A commonly used type of pesticide may be wielding hefty damage to honey bees and bumble bees, said a pair of European studies published Thursday, urging a hunt for safer alternatives.
Both teams of researchers focused on neonicotinoid insecticides, which have become the most widely used in the world on crops since their introduction in the 1990s.
They aim to get rid of insect pests by interfering with their central nervous system, but the experiments detailed in the U.S. journal Science showed they can also spread to the nectar and pollen of flowering crops and cause devastating harm to bees.
Pesticides have previously been raised as a potential contributor to the puzzling epidemic of colony collapse disorder which has mysteriously killed off massive numbers of bees in recent years.
But British and French scientists sought to test that hypothesis by exposing select groups of bees to pesticides and comparing how well they fared compared to bees that were not exposed.
The British team focused on bumble bees and exposed some to doses of a neonicotinoid called imidacloprid, similar to what they might encounter in the wild. A control group of the same type of bees was not exposed.
The bees were then placed in an enclosed field area where they could forage as they would normally for six weeks.
Over that span, scientists found that the pesticide-exposed bee colonies were on average eight to 12 percent smaller than the bees that were not subjected to the pesticide, and they produced 85 percent fewer queens.
The lack of queens could lead to a drastically reduced number of nests in the next season, and would likely make it difficult for the colony to survive the winter die-off, researchers said.
"Bumble bees pollinate many of our crops and wild flowers. The use of neonicotinoid pesticides on flowering crops clearly poses a threat to their health, and urgently needs to be re-evaluated," said co-author Dave Goulson of the University of Stirling.
A French team focused on honey bees. The researchers glued microchips to the bees' thoraxes and subjected them to the pesticide thiamethoxam, but not enough to kill them.

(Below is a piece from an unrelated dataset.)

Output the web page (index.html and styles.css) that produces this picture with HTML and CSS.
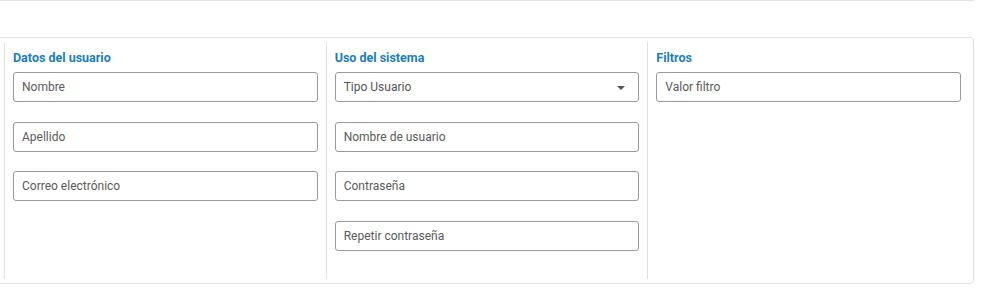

They tracked the bees and found that exposure interfered with their ability to find their way back to their hive, and made them two to three times more likely to die while out and about than bees that were not exposed.

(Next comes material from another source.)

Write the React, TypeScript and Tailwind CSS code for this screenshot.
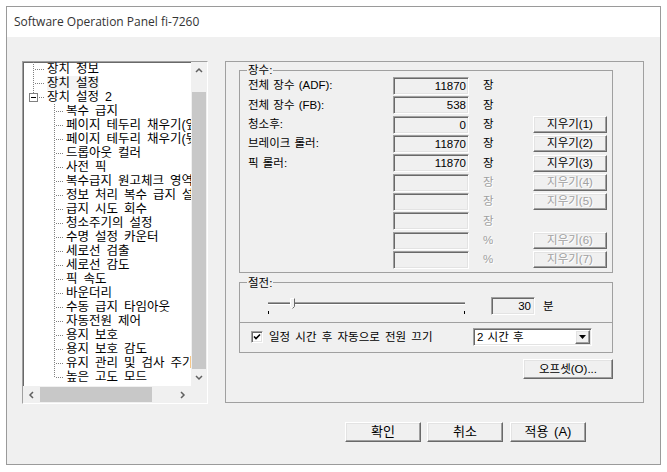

When they projected what effect that sort of death rate might have on a typical colony, researchers found that honey bee populations would likely drop so low that it would be difficult for them to recover.
Pesticide makers are required to keep their doses below a lethal level for honey bees, but they may not be accounting for how the poison affects the creatures' homing devices and leads indirectly to their deaths.
"Our study raises important issues regarding pesticide authorization procedures," said study author Mickael Henry of the French National Institute for Agricultural Research.
"So far, they mostly require manufacturers to ensure that doses encountered on the field do not kill bees, but they basically ignore the consequences of doses that do not kill them but may cause behavioral difficulties."